Should fighting continue or break out against parties who are adhering to the agreement, it could doom the talks that de Mistura has planned for February 7. As co-chairs of both the International Syria Support Group and its ceasefire task force, the US and Russia will be charged with handling reported violations and attempting to prevent them from worsening.

The meeting on Friday afternoon was postponed by more than a half-hour as the US and Russia wrangled over last-minute changes to the text. The delay, said multiple Security Council diplomats, was over Russia's insistence that two references to the Saudi-backed High Negotiations Committee (HNC) be excised from the resolution. In the end, the Russians got what they wanted, over objections from France and the United Kingdom, whose ambassadors both called the decision regrettable in speeches before the council.


After the meeting, a spokesperson for the US mission said they had agreed to take out references to the HNC and meetings in Riyadh in exchange for the omission of peace efforts coordinated in Moscow and Cairo.

Several council members complained about Russian and Syrian strikes that continued right up until the start of the truce. French Ambassador Francois Delattre called the attacks a "bad omen." Earlier, Delattre told reporters that the agreement "should not be another smokescreen allowing some to crush Syrian civilians and the opposition in all impunity."

"We should not forget that 1,380 civilians have been killed and 5,789 injured by Russian and Regime airstrikes since Russia began its campaign in Syria, including attacks on at least three IDP and refugee camps," said UK Ambassador Matthew Rycroft.

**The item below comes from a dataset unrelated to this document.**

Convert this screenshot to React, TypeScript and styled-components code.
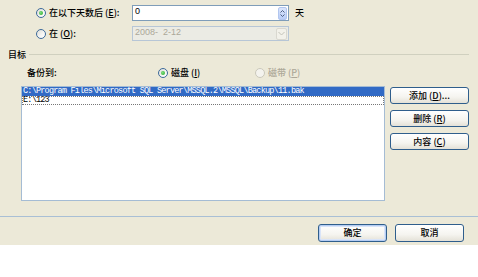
import React from "react";
import styled, { createGlobalStyle, css } from "styled-components";

const Global = createGlobalStyle`
  html, body { margin: 0; padding: 0; background: #ffffff; }
  body { font-family: "Noto Sans CJK SC", "Noto Sans", sans-serif; font-size: 9px; font-weight: 500; color: #000; }
  * { box-sizing: border-box; }
`;

const Panel = styled.div`
  width: 478px;
  height: 245px;
  background: #ece9d8;
  display: flex;
  flex-direction: column;
  padding-left: 1px;
`;

const OptionRow = styled.div<{ $h: number; $mt: number }>`
  display: flex;
  align-items: center;
  height: ${(p) => p.$h}px;
  margin-top: ${(p) => p.$mt}px;
  padding-left: 35px;
`;

const RadioCircle = styled.span<{ $checked?: boolean; $disabled?: boolean }>`
  position: relative;
  width: 10px;
  height: 10px;
  flex: none;
  border-radius: 50%;
  border: 1px solid ${(p) => (p.$disabled ? "#cac8bb" : "#3d6a9a")};
  background: ${(p) =>
    p.$disabled ? "#f4f3ee" : "linear-gradient(135deg, #dcdcd6 0%, #f6f6f4 60%, #ffffff 100%)"};
  ${(p) =>
    p.$checked &&
    css`
      &::after {
        content: "";
        position: absolute;
        left: 2px;
        top: 2px;
        width: 4px;
        height: 4px;
        border-radius: 50%;
        background: radial-gradient(circle at 40% 40%, #7fe07f, #21a121);
      }
    `}
`;

const Label = styled.span<{ $w?: number; $disabled?: boolean; $ml?: number }>`
  display: inline-block;
  margin-left: ${(p) => (p.$ml ?? 3)}px;
  width: ${(p) => (p.$w ? `${p.$w}px` : "auto")};
  white-space: nowrap;
  line-height: 10px;
  color: ${(p) => (p.$disabled ? "#aca899" : "#000")};
  u { text-decoration: underline; }
`;

const Field = styled.div<{ $disabled?: boolean }>`
  display: flex;
  align-items: center;
  width: 157px;
  height: 100%;
  border: 1px solid ${(p) => (p.$disabled ? "#b7c6d6" : "#7f9db9")};
  background: ${(p) => (p.$disabled ? "#ebebe4" : "#ffffff")};
  padding: 0 1px 0 2px;
`;

const FieldText = styled.span<{ $disabled?: boolean }>`
  flex: 1;
  font-family: "Liberation Sans", Arial, sans-serif;
  font-size: 9px;
  font-weight: 400;
  line-height: 10px;
  color: ${(p) => (p.$disabled ? "#aca899" : "#000")};
  align-self: flex-start;
`;

const SpinBox = styled.span`
  width: 9px;
  height: 13px;
  border-radius: 2px;
  background: linear-gradient(#dbe6fd, #b9cdf6);
  border: 1px solid #b2c6ef;
  display: flex;
  align-items: center;
  justify-content: center;
`;

const DropBox = styled.span`
  width: 11px;
  height: 12px;
  border-radius: 2px;
  background: #f2f1ea;
  border: 1px solid #d9d8d0;
  display: flex;
  align-items: center;
  justify-content: center;
`;

const Unit = styled.span`
  margin-left: 6px;
  line-height: 10px;
`;

const GroupHeader = styled.div`
  display: flex;
  align-items: center;
  height: 10px;
  margin-top: 8px;
  padding-left: 7px;
  padding-right: 9px;
`;

const GroupLine = styled.span`
  flex: 1;
  height: 1px;
  margin-left: 3px;
  background: #d0d0bf;
`;

const TargetRow = styled.div`
  display: flex;
  align-items: center;
  height: 10px;
  margin-top: 9px;
  padding-left: 26px;
`;

const RadioItem = styled.span<{ $w?: number }>`
  display: flex;
  align-items: center;
  width: ${(p) => (p.$w ? `${p.$w}px` : "auto")};
`;

const ListArea = styled.div`
  display: flex;
  margin-top: 8px;
  padding-left: 20px;
`;

const ListBox = styled.div`
  width: 364px;
  height: 115px;
  border: 1px solid #a5bcd4;
  background: #ffffff;
  display: flex;
  flex-direction: column;
`;

const ListItem = styled.div<{ $selected?: boolean; $focused?: boolean }>`
  height: 9px;
  font-family: "Liberation Mono", "Courier New", monospace;
  font-size: 8.5px;
  font-weight: 400;
  letter-spacing: -0.78px;
  line-height: 9px;
  padding-left: 1px;
  white-space: nowrap;
  overflow: hidden;
  background: ${(p) => (p.$selected ? "#316ac5" : "transparent")};
  color: ${(p) => (p.$selected ? "#ffffff" : "#000000")};
  outline: ${(p) => (p.$focused ? "1px dotted #777" : "none")};
  outline-offset: -1px;
`;

const SideButtons = styled.div`
  display: flex;
  flex-direction: column;
  gap: 6px;
  margin-left: 5px;
  padding-top: 1px;
`;

const XpButton = styled.button<{ $w: number; $h: number; $default?: boolean }>`
  width: ${(p) => p.$w}px;
  height: ${(p) => p.$h}px;
  padding: 0;
  border: 1px solid #2f5e8c;
  border-radius: 3px;
  background: linear-gradient(#ffffff 0%, #f5f4ef 60%, #e4e1d7 100%);
  font-family: "Noto Sans CJK SC", sans-serif;
  font-size: 9px;
  font-weight: 500;
  line-height: 10px;
  color: #000;
  display: flex;
  align-items: center;
  justify-content: center;
  ${(p) =>
    p.$default &&
    css`
      box-shadow: inset 0 0 0 1px #b5cdf3, inset 0 0 0 2px #d9e4f8;
    `}
  u { text-decoration: underline; }
`;

const Separator = styled.div`
  height: 1px;
  margin-top: 15px;
  margin-left: -1px;
  background: #a9bfd5;
`;

const Footer = styled.div`
  display: flex;
  justify-content: flex-end;
  gap: 8px;
  margin-top: 7px;
  padding-right: 14px;
`;

const SpinIcon = () => (
  <svg width="5" height="9" viewBox="0 0 5 9">
    <path d="M0.5 3.5 L2.5 1.5 L4.5 3.5" fill="none" stroke="#4d6185" strokeWidth="1" />
    <path d="M0.5 5.5 L2.5 7.5 L4.5 5.5" fill="none" stroke="#4d6185" strokeWidth="1" />
  </svg>
);

const ChevronIcon = () => (
  <svg width="7" height="5" viewBox="0 0 7 5">
    <path d="M0.5 1 L3.5 4 L6.5 1" fill="none" stroke="#c2c2b8" strokeWidth="1" />
  </svg>
);

export default function App() {
  return (
    <>
      <Global />
      <Panel>
        <OptionRow $h={16} $mt={5}>
          <RadioCircle $checked />
          <Label $w={83}>在以下天数后 (<u>E</u>):</Label>
          <Field>
            <FieldText>0</FieldText>
            <SpinBox>
              <SpinIcon />
            </SpinBox>
          </Field>
          <Unit>天</Unit>
        </OptionRow>
        <OptionRow $h={15} $mt={5}>
          <RadioCircle />
          <Label $w={83}>在 (<u>O</u>):</Label>
          <Field $disabled>
            <FieldText $disabled>2008-&nbsp;&nbsp;2-12</FieldText>
            <DropBox>
              <ChevronIcon />
            </DropBox>
          </Field>
        </OptionRow>
        <GroupHeader>
          <span>目标</span>
          <GroupLine />
        </GroupHeader>
        <TargetRow>
          <Label $w={131} $ml={0}>备份到:</Label>
          <RadioItem $w={97}>
            <RadioCircle $checked />
            <Label>磁盘 (<u>I</u>)</Label>
          </RadioItem>
          <RadioItem>
            <RadioCircle $disabled />
            <Label $disabled>磁带 (<u>P</u>)</Label>
          </RadioItem>
        </TargetRow>
        <ListArea>
          <ListBox>
            <ListItem $selected>C:\Program Files\Microsoft SQL Server\MSSQL.2\MSSQL\Backup\11.bak</ListItem>
            <ListItem $focused>E:\123</ListItem>
          </ListBox>
          <SideButtons>
            <XpButton $w={79} $h={17}>添加 (<u>D</u>)...</XpButton>
            <XpButton $w={79} $h={17}>删除 (<u>R</u>)</XpButton>
            <XpButton $w={79} $h={17}>内容 (<u>C</u>)</XpButton>
          </SideButtons>
        </ListArea>
        <Separator />
        <Footer>
          <XpButton $w={69} $h={18} $default>确定</XpButton>
          <XpButton $w={69} $h={18}>取消</XpButton>
        </Footer>
      </Panel>
    </>
  );
}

US Ambassador Samantha Power said that skepticism of the cessation "is more than reasonable given previous efforts" at the council that failed. She added, however, that the "major armed Syrian opposition groups" had confirmed their acceptance of the terms of the agreement, either to the HNC or directly to Washington.

Russian Deputy Foreign Minister Gennady Gatilov said that the cessation agreement offered a "real chance to end violence and to step up our collective combat against terrorism." But he also pointed to various stumbling blocks, repeating Moscow's concerns of cross-border flows from Turkey, and said that there could be no preconditions on the part of opposition factions during the implementation of the agreement.

De Mistura's remarks about the cessation of hostilities, which he delivered by video conference from Geneva, were framed cautiously.

"We hope it will be respected," he said. "It will not only create conditions for the resumption of meaningful negotiations, but it will above all send a long-awaited signal of hope to the Syrian people that after five years of conflict there may be an end and hope to ending their suffering."